2009年に公開された映画『エスター(原題:Orphan)』は、一見すると古典的なホラーの形式を持ちながら、実は心理サスペンスとして極めて完成度の高い作品です。無垢に見える少女が一家の絆を静かに蝕んでいく姿は、観る者の心に強烈な違和感と不安を残します。本記事では、映画『エスター』の魅力を考察し、批評的な視点から読み解いていきます。
登場人物と演技から見る「エスター」の魅力
本作最大の魅力のひとつは、何といってもエスター役を演じたイザベル・ファーマンの存在感です。彼女の演技は、9歳の少女としての無垢さと、その裏に潜む異常性のギャップを絶妙に表現しています。特に表情や視線の演技には、「何かおかしい」と観客に直感させる力があり、彼女の演技力が物語の説得力を支えています。
また、両親役のヴェラ・ファーミガとピーター・サースガードも重要な存在です。母ケイトが感じる不安や疑念が少しずつ積み重なっていく描写は、演技によってリアルに描かれており、観客は彼女に感情移入しやすくなっています。
物語構造と伏線:どう恐怖が作られているか
『エスター』の脚本には緻密な伏線が張り巡らされており、それらが後半で一気に回収されていく構成は、観客に強烈なインパクトを与えます。例えば、エスターがピアノを弾くシーン、言葉遣いの不自然さ、絵のタッチなど、序盤では単なる「少し変わった子」として描かれていた要素が、物語が進むにつれて徐々に不穏な兆しとして浮き彫りになります。
また、家の中という閉鎖空間を舞台にすることで、観客にも「逃げ場のない恐怖」を共有させる演出も効果的です。家族という最も安全であるはずの場が、徐々に崩壊していく様は、サスペンスとして非常に巧みに構築されています。
ラストとその意味:エスターの正体と家族の崩壊
本作のクライマックスは、エスターの正体が明らかになる衝撃の展開です。彼女が「9歳の少女」ではなく、実際には身体が成長できない成人女性であるという設定は、ただのホラーではなく、社会的・心理的恐怖にまで物語を昇華させています。
この事実が明らかになった瞬間、これまでのすべてのシーンが再解釈され、観客に深い恐怖と同時に、ある種の哀しさをも与えます。なぜ彼女がそうなったのか、どこで「人間」としての道を踏み外したのか、観客自身に問いを投げかけるエンディングです。
また、家族が抱えていた傷(ケイトの過去のトラウマや夫婦の溝)が、エスターという存在によって露わになり、最終的に「見えなかったもの」が表面化して崩壊に至る過程は、サスペンスとしての奥行きを与えています。
ホラー/サイコスリラーとしての評価と限界
『エスター』はジャンルとしてはホラーとされながら、実際には「血や恐怖演出で驚かせるタイプ」ではなく、心理的な怖さをじわじわと積み上げるサイコスリラーに近い構造を持っています。そのため、ホラーが苦手な人でも比較的観やすいとの声が多く聞かれます。
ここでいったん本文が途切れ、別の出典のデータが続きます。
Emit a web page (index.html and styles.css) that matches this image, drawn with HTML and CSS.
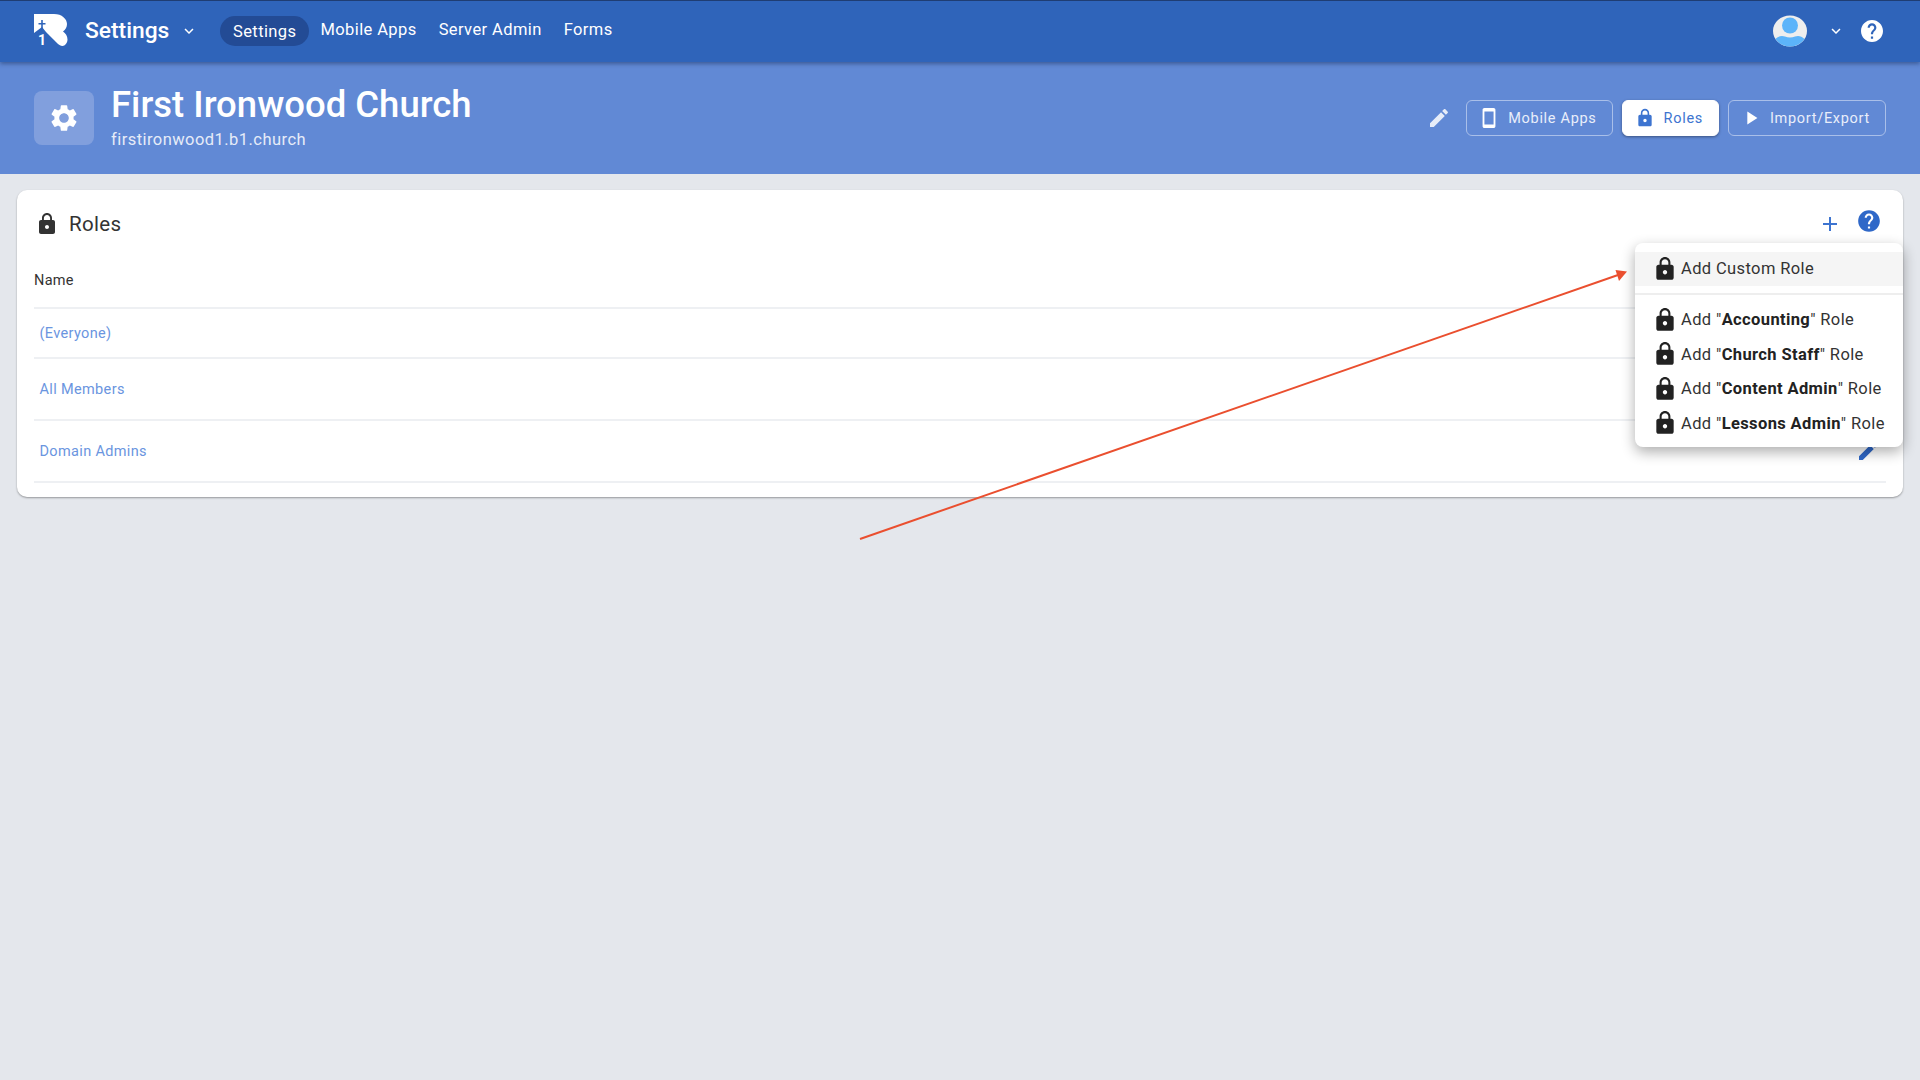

一方で、ホラー映画としての「恐怖度」に期待していた観客からは、「怖さが物足りない」という評価も一部存在します。この点では、ジャンルのミスマッチによる評価の分かれが見られるのも事実です。
しかしながら、単なる「怖い映画」ではなく、心理的に深く刺さる作品であることは間違いなく、その点において高い評価を得ている理由も納得です。
続編・スピンオフを踏まえて「エスター」を再考する
2022年には、前日譚である『エスター ファースト・キル』が公開され、エスターの過去が明かされました。この作品を観た後で改めて『エスター(2009)』を観返すと、彼女の行動や心理がより理解できるようになります。
特に、彼女がなぜあのような異常性を持つに至ったか、どのようにして“家族”に入り込んでいったのかを知ることができ、物語全体がより立体的になります。また、演じるイザベル・ファーマンが同じ役を続投している点も、作品の世界観を壊さずに拡張させた好例でしょう。
『ファースト・キル』を踏まえた考察では、単なる“化け物”としてではなく、一人の壊れた人物としてエスターを捉える視点が生まれ、より深い批評が可能になります。
まとめ:完璧な少女の仮面が暴く人間の脆さ
『エスター』は、単なるホラー映画にとどまらず、「家族」「信頼」「アイデンティティ」など、普遍的なテーマを内包した重層的な作品です。演技、構成、そしてサスペンスとしての完成度も高く、一度観ただけでは気づかない伏線や心理描写も多いため、考察や再鑑賞に大いに値する映画といえるでしょう。